I sit here in Border's books and Music cafe, 2nd floor, on the corner
of Powell and Post, next to the window, facing north (parallel to
post). I have paid the T-mobile capitalist pig scum their 9.99 single
day toll to access the intenet. I play their game for now but one day
these infidels will pay for their bourgeois ways! Soon our forces
will smash the capitalist apparatus of the sneering haughty plutocracy
and the glorious fibres and radio spectrum will once more be in the
hands of the workers (vive la republic!) but today I must pay their
toll. I must curtsey when they walk by and give way. My outward
appearance shall remain obsequious but I will keep the embers of
hatred and fury smoldering in my breast until that fateful day.
Citizeness Amelia and I have been here in fog city for the holiday
weekend. Like good members of the (future) republic, the citizeness
and I made our way from Holy Cross to Saint Francis via the bus, the
train and the underground, eschewing that decadent capitalist mode of
locomotion the automobile. Arriving around 10pm, walked from the
underground terminal to The Mosser
The Mosser, is located on 4th street, between Market and Mission, not
far from Union Square, the Moscone and Yerba Buena park. The Mosser
has both rooms with private baths and rooms with shared baths. While
frugal, the hotel was clean and well maintained.
On the lookout for an omen as to how our luck this holiday would run,
one presented itself as soon as I came up the stairs from the BART
station. Not half a block from our hotel was a Walgreen's drugstore!
Without even checking though my luggage, you may assume as fact the
proposition that I have forgotten some essential accoutrement de
toilette. Having a drugstore so close to my hotel, especially when
they are so difficult to find in San Francisco, was as blunt a harbinger of good luck as I could ask
for.
While such flowery verbiage and bad prose as you find above is my
idiom, this citizen finds himself severely taxed when called upon to
express thought in languages other than C, C++, Python or Perl.
Consequently I shall resort to a more economical mode of expression
for the remainder of this entry.
Restaurants
Breakfast
- Mel's Drive-In. 833 Mission St. We had breakfast here. What
can I say -- we were desparate; bad food, sub par service.
- Max's On the Square. 398 Geary St. Better service than Mel's
(not saying much here) and better food but not worth repeating.
- Les Joulins Jazz Bistro. 44 Ellis St. We ate here on Monday. We
had walked by on other days and it was never busy. Hallelujah!
Finally some good breakfast. When asked, the Turkish lady who served
us explained that the circular object hung above the door was there to
ward off evil (the 'evil eye'?). Yet again we asked for a side of
crispy bacon. This time our request was granted; the bacon
was cooked to crispy perfection! We each had omelets which came with
home fries (seasoned with chili powder?) and toast. The service was
somewhat european (i.e. slow) but we were not in a hurry.

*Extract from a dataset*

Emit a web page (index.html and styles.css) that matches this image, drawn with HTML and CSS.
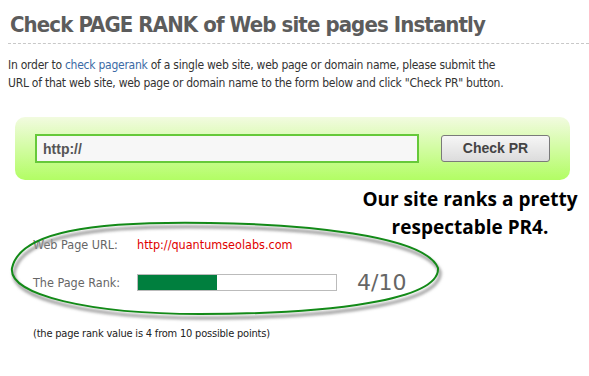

Even if we had been in a hurry, it would have been difficult to be
ungrateful after the gastronomic breakfasts of torture we had been
subjected to the previous days.
Dinner
- Foreign Cinema.
The food and service were
excellent. The chocolate torte we had for desert was not particularly
good. Next to our outside table was one of those old drive-in movie
sound box poles. You remember these, you take the box off of
the pole and hang it inside your car on the window ... we put the box
on our table and turned the volume up to the maximum as the restaurant
was packed and noisy. Sound we listened to was synchronized with the
moving picture, Talk to
Her, projected on the brick wall.
- North Beach Restaurant. 1512 Stockton St. We ate here on Sunday
the 4th. excellent food and service. The tiramisu and chocolate
torte desserts were delicious.
Miscellaneous
After dinner sunday, we walked down to Pier 39 to watch the
fireworks. It was quite amusing to see the seething mass of tourists
like ourselves defeated by the legendary San Francisco fog; We got to
hear loud BOOMs and see the fog glow white and red but that was the
extent of pyrotechnic splendor
Grothar allowed us to experience.
On Saturday we went to the
Legion of Honor Museum and
saw the Art Deco exhibition, along with the regular
exhibition. Highlights from the Art Deco exhibition were:
- a 2 minute movie showing a vivacious and scantily clad Josphine
Baker dancing and acting silly.
- Dresses.
Among the regular exhibit, I quite liked the 17th century dutch
paintings showing game and other still life.
Well, that is all for now. Liberte, Egalite et Fraternite!
P.S. I would proof read this post more but I am so frustrated by wrestling with some formatting issues that I must put aside this travail lest I hurl my laptop out second floor window of this strong hold of corporate blandness and give away my seditious intent!